Avant même le début du rassemblement, la police anti-émeutes a effectué une descente musclée dans plusieurs bars du quartier de Cihangir, autour de l'emblématique place Taksim, et a arrêté "au hasard" les personnes qui s'y trouvaient, dont des journalistes et des militants LGBTQ+, a constaté l'AFP.
Comme chaque année désormais, la Marche des Fiertés avait été officiellement interdite par le gouverneur de la ville mais des centaines de manifestants brandissant des drapeaux arc-en-ciel se sont rassemblés dans les rues adjacentes à la place Taksim, entièrement fermée au public.
En chantant "L'avenir est queer", "Vous ne serez jamais seuls", ou "On est là, on est queer, on n'ira nulle part ailleurs", les manifestants ont ensuite défilé pendant un peu plus d'une heure dans les rues du quartier de Cihangir, soutenus par les riverains postés aux fenêtres.
"Défendre nos droits"
L'ONG Kaos GL, qui milite pour la promotion et la protection des personnes LGBTQ+, a dénombré "150 arrestations", alors qu'Amnesty International a réclamé leur "libération inconditionnelle et immédiate" sur Twitter. Selon plusieurs témoins, la police a tenté d'empêcher la presse de filmer les arrestations.

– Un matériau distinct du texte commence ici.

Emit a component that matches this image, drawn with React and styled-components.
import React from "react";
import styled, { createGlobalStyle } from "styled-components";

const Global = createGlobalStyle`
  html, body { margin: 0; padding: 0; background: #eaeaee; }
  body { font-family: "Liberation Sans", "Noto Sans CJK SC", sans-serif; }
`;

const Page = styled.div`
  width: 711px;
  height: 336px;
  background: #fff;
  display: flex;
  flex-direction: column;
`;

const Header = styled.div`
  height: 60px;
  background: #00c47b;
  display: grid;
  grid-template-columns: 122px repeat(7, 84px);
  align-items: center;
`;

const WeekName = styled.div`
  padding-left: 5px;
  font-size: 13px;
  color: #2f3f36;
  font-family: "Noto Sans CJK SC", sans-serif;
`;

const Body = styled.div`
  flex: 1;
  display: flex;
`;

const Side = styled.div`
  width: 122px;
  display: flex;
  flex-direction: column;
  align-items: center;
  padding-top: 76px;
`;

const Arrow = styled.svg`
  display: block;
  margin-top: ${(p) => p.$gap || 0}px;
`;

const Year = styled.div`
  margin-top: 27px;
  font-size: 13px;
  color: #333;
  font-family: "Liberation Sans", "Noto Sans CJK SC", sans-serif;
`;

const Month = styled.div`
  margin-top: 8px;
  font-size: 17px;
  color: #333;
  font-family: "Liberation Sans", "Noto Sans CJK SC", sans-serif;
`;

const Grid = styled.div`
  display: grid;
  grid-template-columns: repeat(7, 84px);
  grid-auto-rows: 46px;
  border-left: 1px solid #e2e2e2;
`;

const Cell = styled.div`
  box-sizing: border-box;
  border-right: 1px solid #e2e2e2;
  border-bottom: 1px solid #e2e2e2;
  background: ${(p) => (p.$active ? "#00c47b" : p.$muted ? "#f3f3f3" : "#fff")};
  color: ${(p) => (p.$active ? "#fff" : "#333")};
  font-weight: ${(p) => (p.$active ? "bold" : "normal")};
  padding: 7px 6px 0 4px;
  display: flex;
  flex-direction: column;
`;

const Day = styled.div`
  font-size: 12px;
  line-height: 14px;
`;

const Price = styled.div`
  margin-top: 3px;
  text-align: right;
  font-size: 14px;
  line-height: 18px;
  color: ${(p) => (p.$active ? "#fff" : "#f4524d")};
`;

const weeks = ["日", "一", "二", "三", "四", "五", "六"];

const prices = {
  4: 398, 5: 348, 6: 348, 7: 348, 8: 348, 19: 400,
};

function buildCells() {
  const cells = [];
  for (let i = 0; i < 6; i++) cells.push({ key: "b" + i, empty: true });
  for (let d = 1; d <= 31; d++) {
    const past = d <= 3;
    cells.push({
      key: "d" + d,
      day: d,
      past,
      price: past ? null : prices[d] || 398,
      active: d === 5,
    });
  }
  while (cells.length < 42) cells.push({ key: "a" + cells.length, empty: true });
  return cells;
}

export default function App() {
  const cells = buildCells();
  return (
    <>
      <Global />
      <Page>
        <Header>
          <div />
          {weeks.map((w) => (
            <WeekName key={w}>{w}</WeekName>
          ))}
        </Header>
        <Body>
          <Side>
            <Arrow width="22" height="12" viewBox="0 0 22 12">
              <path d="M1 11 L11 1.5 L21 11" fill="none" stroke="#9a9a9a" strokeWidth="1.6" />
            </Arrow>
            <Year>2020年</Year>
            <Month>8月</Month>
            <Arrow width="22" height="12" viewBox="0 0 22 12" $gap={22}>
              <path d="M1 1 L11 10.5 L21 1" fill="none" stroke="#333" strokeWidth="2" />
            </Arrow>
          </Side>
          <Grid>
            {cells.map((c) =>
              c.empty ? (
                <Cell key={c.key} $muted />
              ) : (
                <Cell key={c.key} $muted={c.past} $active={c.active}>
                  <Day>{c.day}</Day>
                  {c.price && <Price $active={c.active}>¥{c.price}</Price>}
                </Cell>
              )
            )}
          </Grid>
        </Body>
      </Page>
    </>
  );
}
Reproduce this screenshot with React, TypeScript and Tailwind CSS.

Selon le comptage des organisateurs de la marche, quelque 200 personnes ont au total été appréhendées en plusieurs vagues.
"Mais aujourd'hui, c'est l'occasion de défendre nos droits, de crier qu'on existe: jamais vous n'arriverez à arrêter les queers", estime un manifestant, usant du vocable qui désigne toute forme d'altersexualité et réfute la définition biologique du genre.
Après un spectaculaire défilé en 2014 de plus de 100'000 personnes à Istanbul, les autorités turques ont interdit la Marche des Fiertés année après année, officiellement pour des raisons de sécurité.
Appel à lever l'interdiction
Vendredi, la Commissaire européenne aux droits humains, Dunja Mijatovic, avait appelé "les autorités d'Istanbul à lever l'interdiction en vigueur sur la Marche des Fiertés et à garantir la sécurité des manifestants pacifiques". "Les droits humains des personnes LGBT en Turquie doivent être protégés", ajoutait-elle, en réclamant qu'il soit "mis fin à (leur) stigmatisation".
L'homosexualité, dépénalisée en Turquie depuis le milieu du XIXe siècle (1858), n'est pas interdite mais reste largement soumise à l'opprobre sociale et à l'hostilité du parti islamo-conservateur au pouvoir, l'AKP, et à celle du gouvernement du président Recep Tayyip Erdogan. Un ministre a traité par le passé les homosexuels de "détraqués".